The order of values in the vector resids in the code above matches the order of the data in iris, so we can combine these as we did above:

iris$resids <- resids

And now we can make a histogram to see if they are normal with a mean of zero.

ggplot(iris, aes(x = resids)) +
  geom_histogram()

This also allows us to determine whether there are any changes in the residuals along the range of \(x\) values to assess whether we have satisfied the assumption of independence of observations. To do this, we just need to plot the residuals against the fitted values (the data in the iris$Petal.Length column).
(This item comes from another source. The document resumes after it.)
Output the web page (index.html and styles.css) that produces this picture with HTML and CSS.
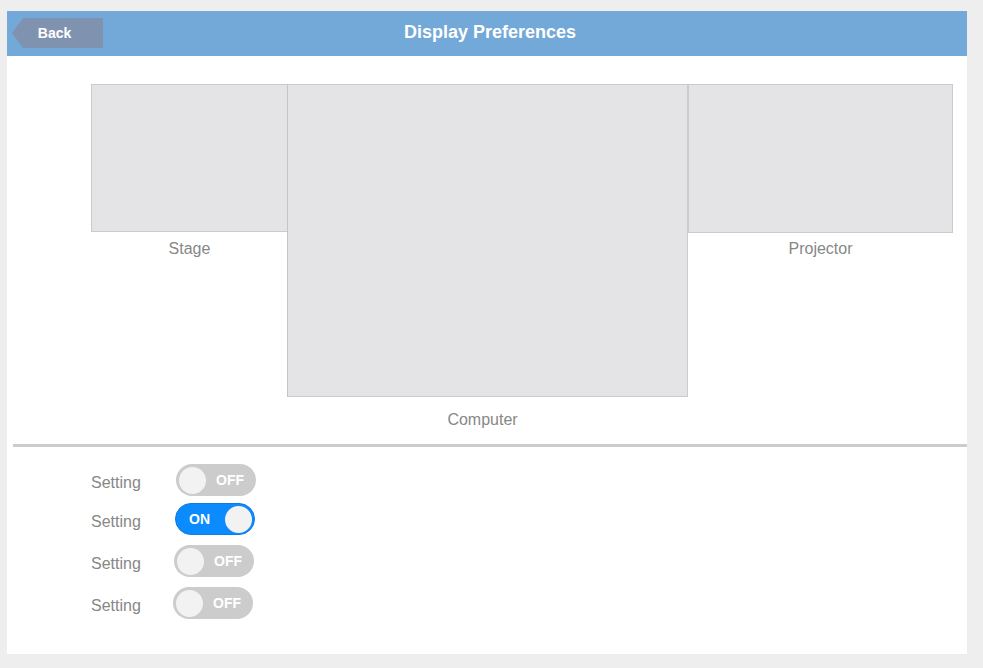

ggplot(iris, aes(x = Petal.Length, y = resids)) +
  geom_point() 


If we’ve met assumptions of independence of observations, the plot above should look like random scatter from left to right and top to bottom. Looks like that is not the case here because the group of data on the left have a much lower spread of residuals than the rest of the data. In fact, if you color by Species it becomes obvious that these are samples for setosa.

ggplot(iris, aes(x = Petal.Length, y = resids, color = Species)) +
  geom_point() 

Boo setosa!

Finally, if the code doesn’t do it for you, we can graph the regression to see what residuals actually look like for our model. It is the squared sum of these errors, specifically, which R is trying to minimize when it estimates the coefficients for the formula of our line. That is why we talk about “sums of squares” in ANOVA tables.

Here is a visual representation of residuals. The points are our raw data, the diagonal line is our model prediction, and the vertical lines represent the residual error for each observation.

# Make predictions from the model
y_hat <- predict(fit_lm)

ggplot(iris, aes(x = Petal.Length, y = Petal.Width, color = Species) ) +
  geom_smooth(method = "lm", se = FALSE, color = "gray87") +
  geom_point() +
  geom_segment(aes(xend = Petal.Length, yend = y_hat), alpha = .2) +
  theme_bw() +
  theme(panel.grid = element_blank())


So, now that we know what residuals are or at least what they look like we can talk about how they are used.

We will keep making tweaks to our equation in Chapter 10 when we start to think of the linear model more accurately as \(y = \beta X + \epsilon\) or \(\sum_{k=1}^{K} \beta_k X_k + \epsilon\) to unify the t-test, ANOVA, linear regression, and ANCOVA into a single general framework (the general linear model you def read about in Chapter 8).